» What is required: Provide only the number of lines where "components" occurs.

/---

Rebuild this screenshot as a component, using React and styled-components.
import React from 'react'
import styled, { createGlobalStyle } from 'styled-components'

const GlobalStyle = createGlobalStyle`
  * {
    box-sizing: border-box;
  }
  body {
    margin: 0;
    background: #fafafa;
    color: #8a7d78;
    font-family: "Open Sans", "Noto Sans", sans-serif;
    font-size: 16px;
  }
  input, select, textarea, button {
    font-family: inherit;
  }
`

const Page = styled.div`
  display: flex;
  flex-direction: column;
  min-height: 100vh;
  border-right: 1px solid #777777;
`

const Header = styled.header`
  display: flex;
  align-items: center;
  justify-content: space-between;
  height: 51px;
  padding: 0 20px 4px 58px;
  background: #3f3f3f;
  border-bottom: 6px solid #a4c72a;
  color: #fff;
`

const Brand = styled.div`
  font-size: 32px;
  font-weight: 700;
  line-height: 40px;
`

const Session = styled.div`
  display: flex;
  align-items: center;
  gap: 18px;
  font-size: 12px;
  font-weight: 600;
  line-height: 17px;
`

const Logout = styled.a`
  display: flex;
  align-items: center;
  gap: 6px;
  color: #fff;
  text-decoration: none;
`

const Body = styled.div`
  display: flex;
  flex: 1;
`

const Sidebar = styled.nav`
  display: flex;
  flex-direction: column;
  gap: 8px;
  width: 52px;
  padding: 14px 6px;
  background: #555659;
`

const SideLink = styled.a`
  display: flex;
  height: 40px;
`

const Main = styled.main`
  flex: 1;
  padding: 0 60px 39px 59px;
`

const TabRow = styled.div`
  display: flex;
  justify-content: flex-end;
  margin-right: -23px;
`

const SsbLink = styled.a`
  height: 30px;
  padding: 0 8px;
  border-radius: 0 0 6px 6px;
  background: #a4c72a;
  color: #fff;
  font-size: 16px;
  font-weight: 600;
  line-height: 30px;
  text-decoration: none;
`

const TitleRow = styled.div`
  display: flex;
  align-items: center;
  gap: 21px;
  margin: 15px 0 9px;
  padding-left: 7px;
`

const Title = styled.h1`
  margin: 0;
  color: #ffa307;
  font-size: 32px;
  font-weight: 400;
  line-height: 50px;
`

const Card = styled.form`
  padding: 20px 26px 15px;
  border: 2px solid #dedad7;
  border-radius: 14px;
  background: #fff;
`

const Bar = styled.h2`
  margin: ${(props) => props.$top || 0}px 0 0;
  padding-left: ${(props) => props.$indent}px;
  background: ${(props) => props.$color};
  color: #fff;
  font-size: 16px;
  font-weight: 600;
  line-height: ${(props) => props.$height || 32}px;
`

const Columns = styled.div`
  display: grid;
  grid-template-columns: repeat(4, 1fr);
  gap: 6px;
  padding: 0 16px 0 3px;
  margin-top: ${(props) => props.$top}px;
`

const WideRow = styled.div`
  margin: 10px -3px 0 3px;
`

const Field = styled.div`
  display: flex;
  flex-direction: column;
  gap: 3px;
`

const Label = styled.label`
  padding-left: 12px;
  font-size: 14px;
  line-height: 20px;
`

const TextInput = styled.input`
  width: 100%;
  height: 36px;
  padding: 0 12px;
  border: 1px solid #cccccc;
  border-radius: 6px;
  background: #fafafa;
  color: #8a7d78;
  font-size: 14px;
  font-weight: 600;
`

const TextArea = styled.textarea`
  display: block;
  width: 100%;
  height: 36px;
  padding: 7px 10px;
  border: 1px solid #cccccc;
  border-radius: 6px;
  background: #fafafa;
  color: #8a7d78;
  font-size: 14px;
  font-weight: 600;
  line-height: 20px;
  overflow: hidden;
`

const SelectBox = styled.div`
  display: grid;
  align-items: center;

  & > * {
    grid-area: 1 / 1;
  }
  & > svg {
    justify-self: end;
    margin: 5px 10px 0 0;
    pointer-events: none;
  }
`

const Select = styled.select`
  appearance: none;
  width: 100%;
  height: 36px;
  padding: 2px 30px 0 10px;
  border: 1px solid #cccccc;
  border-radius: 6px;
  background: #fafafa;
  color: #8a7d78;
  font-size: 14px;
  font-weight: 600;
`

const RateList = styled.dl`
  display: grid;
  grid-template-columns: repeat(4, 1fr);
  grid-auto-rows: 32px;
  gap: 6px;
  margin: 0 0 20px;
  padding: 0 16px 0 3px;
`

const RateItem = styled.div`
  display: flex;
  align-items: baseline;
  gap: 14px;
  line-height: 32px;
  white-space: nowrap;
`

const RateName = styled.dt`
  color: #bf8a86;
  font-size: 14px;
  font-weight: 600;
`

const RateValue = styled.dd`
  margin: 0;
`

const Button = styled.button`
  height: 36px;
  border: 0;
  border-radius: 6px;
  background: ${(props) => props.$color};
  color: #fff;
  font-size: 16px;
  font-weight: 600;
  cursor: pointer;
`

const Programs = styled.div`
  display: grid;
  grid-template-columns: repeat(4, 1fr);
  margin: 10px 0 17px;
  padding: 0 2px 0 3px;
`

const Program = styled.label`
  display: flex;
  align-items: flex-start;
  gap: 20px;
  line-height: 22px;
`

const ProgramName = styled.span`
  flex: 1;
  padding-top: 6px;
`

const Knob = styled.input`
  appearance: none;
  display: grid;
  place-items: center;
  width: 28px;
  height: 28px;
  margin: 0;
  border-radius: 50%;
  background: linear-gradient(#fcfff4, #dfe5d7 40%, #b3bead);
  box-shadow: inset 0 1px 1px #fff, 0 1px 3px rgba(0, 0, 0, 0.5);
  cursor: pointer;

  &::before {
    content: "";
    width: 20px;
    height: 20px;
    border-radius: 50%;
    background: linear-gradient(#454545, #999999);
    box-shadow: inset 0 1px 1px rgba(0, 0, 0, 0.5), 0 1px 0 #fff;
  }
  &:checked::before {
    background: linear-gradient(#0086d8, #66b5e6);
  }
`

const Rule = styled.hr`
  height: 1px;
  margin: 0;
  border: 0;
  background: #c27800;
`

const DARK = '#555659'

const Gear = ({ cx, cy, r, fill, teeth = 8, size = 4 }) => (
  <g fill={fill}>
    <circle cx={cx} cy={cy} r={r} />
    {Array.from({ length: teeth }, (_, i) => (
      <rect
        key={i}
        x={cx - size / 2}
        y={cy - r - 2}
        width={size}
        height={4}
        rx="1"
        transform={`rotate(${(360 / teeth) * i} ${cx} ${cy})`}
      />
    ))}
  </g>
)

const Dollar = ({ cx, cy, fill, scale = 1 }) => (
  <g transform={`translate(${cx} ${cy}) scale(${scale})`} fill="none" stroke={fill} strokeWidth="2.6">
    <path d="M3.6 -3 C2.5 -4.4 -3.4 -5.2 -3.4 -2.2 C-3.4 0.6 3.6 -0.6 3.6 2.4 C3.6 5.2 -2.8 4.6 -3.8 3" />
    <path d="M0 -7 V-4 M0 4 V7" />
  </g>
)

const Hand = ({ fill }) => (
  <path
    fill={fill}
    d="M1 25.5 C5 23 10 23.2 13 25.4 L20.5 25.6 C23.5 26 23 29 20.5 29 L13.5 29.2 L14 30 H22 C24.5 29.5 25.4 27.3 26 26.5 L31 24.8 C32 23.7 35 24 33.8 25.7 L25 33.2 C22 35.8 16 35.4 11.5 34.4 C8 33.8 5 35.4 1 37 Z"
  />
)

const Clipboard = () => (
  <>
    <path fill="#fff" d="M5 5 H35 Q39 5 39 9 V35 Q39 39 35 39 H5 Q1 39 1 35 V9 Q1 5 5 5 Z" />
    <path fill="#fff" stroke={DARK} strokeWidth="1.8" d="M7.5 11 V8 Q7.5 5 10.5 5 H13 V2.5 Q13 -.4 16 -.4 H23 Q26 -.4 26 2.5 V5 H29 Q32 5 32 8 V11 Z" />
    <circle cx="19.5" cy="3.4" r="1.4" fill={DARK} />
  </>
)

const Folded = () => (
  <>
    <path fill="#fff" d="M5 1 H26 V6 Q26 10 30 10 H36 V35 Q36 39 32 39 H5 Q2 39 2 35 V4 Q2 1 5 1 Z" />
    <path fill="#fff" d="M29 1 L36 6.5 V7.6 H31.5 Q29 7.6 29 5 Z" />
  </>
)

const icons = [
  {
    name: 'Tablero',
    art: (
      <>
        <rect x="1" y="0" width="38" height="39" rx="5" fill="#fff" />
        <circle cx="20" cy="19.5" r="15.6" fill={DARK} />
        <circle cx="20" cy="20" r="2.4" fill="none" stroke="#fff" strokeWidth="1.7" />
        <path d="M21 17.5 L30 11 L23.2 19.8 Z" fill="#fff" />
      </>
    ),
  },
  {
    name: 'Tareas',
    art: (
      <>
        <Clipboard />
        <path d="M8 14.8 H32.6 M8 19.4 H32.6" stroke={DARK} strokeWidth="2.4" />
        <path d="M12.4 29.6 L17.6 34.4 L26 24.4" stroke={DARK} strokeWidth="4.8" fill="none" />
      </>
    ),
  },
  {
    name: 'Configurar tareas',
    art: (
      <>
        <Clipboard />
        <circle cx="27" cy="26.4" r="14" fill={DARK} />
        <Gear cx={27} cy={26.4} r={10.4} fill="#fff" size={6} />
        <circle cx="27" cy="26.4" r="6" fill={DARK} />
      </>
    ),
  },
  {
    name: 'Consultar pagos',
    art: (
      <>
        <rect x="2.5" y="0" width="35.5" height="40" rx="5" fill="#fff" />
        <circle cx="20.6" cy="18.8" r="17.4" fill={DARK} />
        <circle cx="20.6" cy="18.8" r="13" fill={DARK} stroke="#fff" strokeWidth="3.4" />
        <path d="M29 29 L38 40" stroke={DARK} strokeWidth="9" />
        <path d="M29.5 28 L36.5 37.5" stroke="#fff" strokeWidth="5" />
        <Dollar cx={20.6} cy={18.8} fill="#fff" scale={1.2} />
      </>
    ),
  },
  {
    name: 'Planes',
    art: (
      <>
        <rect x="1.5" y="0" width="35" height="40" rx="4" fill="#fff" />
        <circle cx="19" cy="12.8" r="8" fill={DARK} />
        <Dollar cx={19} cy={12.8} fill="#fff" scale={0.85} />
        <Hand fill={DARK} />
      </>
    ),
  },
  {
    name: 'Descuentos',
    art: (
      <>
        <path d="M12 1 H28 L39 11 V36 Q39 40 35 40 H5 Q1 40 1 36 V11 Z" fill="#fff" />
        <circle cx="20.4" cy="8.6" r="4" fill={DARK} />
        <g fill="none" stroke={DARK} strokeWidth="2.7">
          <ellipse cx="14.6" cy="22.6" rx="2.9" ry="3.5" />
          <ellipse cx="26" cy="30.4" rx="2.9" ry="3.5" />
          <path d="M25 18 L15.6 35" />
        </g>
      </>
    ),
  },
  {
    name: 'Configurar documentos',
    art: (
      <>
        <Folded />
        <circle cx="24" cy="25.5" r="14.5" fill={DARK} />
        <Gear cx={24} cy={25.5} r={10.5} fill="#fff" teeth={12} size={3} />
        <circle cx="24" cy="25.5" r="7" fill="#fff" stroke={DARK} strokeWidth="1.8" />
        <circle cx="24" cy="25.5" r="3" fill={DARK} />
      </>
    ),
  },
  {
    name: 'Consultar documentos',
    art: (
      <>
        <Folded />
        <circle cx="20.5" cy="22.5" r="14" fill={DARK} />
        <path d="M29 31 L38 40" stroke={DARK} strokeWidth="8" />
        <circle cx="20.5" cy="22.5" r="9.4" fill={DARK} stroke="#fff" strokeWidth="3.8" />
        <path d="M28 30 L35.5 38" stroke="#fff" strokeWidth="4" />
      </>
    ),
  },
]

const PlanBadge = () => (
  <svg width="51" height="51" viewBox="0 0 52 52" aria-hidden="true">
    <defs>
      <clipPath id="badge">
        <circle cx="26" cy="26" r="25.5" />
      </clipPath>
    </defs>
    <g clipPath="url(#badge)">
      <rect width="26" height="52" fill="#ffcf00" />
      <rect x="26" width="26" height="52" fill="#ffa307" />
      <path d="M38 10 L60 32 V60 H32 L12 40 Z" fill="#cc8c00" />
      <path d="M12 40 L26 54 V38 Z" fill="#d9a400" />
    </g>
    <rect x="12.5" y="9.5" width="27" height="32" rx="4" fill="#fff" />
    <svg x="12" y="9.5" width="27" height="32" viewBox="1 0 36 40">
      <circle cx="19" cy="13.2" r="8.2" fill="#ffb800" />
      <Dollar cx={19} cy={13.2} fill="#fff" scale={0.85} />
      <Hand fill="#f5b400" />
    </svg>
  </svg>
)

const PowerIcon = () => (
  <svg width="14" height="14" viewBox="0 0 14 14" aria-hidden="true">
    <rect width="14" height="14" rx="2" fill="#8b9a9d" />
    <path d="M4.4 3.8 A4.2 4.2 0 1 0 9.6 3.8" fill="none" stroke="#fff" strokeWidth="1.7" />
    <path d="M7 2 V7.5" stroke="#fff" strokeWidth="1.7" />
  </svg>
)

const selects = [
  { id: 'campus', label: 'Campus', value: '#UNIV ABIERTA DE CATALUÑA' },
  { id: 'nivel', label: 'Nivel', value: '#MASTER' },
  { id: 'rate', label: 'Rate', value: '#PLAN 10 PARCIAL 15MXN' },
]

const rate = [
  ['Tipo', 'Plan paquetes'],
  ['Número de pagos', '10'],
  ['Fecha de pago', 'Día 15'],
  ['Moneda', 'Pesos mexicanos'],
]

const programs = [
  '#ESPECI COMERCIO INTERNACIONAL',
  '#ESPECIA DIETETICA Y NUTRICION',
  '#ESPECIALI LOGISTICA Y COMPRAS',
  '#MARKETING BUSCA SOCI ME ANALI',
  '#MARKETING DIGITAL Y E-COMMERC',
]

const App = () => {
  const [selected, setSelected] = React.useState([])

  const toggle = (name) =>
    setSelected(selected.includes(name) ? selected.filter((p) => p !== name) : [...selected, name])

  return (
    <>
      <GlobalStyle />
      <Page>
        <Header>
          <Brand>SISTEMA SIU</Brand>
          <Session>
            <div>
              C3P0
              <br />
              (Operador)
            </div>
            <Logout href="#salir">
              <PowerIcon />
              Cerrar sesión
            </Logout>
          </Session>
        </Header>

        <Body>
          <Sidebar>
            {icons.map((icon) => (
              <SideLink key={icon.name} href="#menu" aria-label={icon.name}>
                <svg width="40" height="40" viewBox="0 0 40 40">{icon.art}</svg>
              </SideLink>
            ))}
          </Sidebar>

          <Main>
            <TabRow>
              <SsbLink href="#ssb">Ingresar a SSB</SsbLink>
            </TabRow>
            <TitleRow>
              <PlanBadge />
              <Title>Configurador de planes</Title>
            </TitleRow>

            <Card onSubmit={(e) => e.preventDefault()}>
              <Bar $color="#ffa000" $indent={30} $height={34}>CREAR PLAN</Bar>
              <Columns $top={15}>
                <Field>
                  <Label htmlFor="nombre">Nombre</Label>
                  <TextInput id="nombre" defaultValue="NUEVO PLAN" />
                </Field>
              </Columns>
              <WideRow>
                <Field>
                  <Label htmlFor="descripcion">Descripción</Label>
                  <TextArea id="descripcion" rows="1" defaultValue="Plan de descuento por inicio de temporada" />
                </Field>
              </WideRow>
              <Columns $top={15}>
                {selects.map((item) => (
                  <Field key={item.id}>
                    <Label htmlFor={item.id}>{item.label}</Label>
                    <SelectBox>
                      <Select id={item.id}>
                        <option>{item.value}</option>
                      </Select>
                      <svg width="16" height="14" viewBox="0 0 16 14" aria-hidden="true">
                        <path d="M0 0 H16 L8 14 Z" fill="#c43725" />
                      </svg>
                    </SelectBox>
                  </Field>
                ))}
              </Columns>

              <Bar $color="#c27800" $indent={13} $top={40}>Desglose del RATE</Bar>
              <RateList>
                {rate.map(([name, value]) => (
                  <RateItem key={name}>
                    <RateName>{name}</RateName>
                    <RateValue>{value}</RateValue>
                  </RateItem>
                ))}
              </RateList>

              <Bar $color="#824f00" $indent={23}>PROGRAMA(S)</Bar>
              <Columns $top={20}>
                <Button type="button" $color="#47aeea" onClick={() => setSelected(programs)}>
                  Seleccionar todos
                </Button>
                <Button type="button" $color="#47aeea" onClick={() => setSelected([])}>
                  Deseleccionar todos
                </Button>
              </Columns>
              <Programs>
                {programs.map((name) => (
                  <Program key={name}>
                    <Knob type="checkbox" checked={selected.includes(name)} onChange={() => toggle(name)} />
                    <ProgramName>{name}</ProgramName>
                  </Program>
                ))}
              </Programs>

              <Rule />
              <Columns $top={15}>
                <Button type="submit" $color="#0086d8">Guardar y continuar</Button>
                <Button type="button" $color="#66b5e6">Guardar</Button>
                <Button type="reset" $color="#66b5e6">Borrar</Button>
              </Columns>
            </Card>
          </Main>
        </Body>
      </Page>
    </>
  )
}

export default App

\---

» Answer for this exercise: 2